コロナ禍で試食販売ができなくても訴求力のある売場で売上アップを実感
大胆に挑戦的な売場づくり
昨年の秋に実施された伊藤ハム「朝のフレッシュシリーズ ディスプレイコンテスト」において、グランプリを受賞したのは、北雄ラッキー㈱(北海道札幌市、桐生宇優代表取締役社長)の発寒店である。精肉売場チーフの小幡朋氏は「伊藤ハムの担当者さんの協力があってのグランプリ受賞だと感謝しています。また今回は、『売場をつくる』ことの大切さを再認識するよい機会になりました」と語ってくれた。

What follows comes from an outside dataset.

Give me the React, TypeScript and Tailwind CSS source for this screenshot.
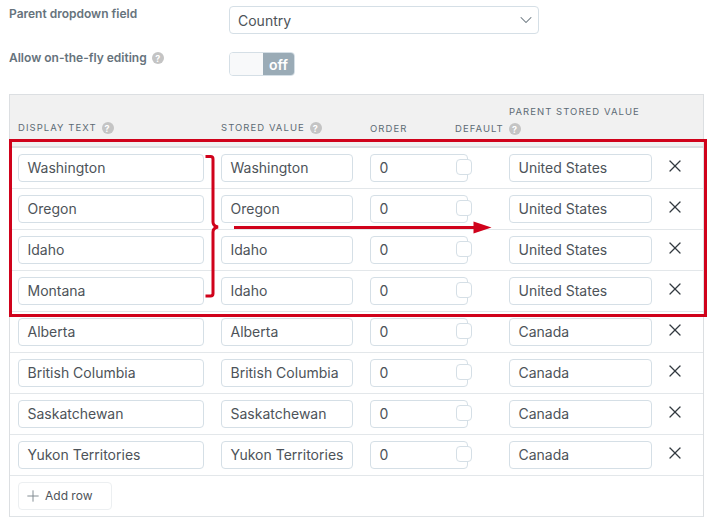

売場は、他店でも真似できないほどのスペースを確保して展開した。目立つというだけではなく、商品を認知できることを意識したスペースである。小幡氏は「弊社バイヤーからの情報で『成人の歩幅は平均70cmといわれているので、最低5歩分ぐらいないと認知してもらえない』ということで、12尺で売場づくりを行った。
また、「朝食=ハム」という経験則に頼らず、ハムに加え、ウインナーや生ハムも陳列して、販促物でのアピールを行うなど、販売に注力したことが、今回の取り組みでの新しい挑戦となっている。
さらに、「朝のフレッシュウインナー」は、袋のまま、レンジで簡単対応ができることを訴求したことで、来店客の購買意欲を高められたこともポイントとなっている。
コロナ禍で、試食販売ができなくても、売場づくりの工夫によって、売上アップを実現できることを実感することになった。
重視する6つのコンセプト
北雄ラッキー㈱は、札幌市を中心に「ラッキー」と「シティ」の2タイプのスーパーマーケットを北海道全域に35店舗を展開している。
発寒店は、同社の中でも大型店のひとつである。商圏内には、集合住宅が多く、比較的若い客層や勤め帰りの午後7時以降に来店する顧客も多いことが特徴である。 同社では、商品を「安心」「おいしさ」「適量」「価格」「簡便」「地元商品」の6つのコンセプトに分け、多様化するニーズに対応している。さらに、店舗ごとの商圏特性を加味している。店長の内ヶ島幹人氏は「核家族が多いこともあり、鮮度を重視したり、品質など高級志向のお客さまが多い店舗だと思います」と話す。
コロナ禍で、販促企画が思うようにできない状況にある中で、商品をアピールして、売上が見込める定番商品にどのように育てていくか。その答えが、「今回のディスプレイコンテストの参加で見えたと思います」(小幡氏)。陳列方法や演出方法など、売れる「売場をつくる」ことの重要性と、その訴求方法を体現化する機会となった。
「今後も、注目され、楽しく買物ができる売場をつくり続けていくという思いが、強くなった」という小幡氏。
伊藤ハム商品は、今回のコンテストで、多くの顧客を獲得したこともあり、「次回のコンテストにも挑戦して、グランプリ受賞をめざしたい」と小幡氏は抱負を語ってくれた。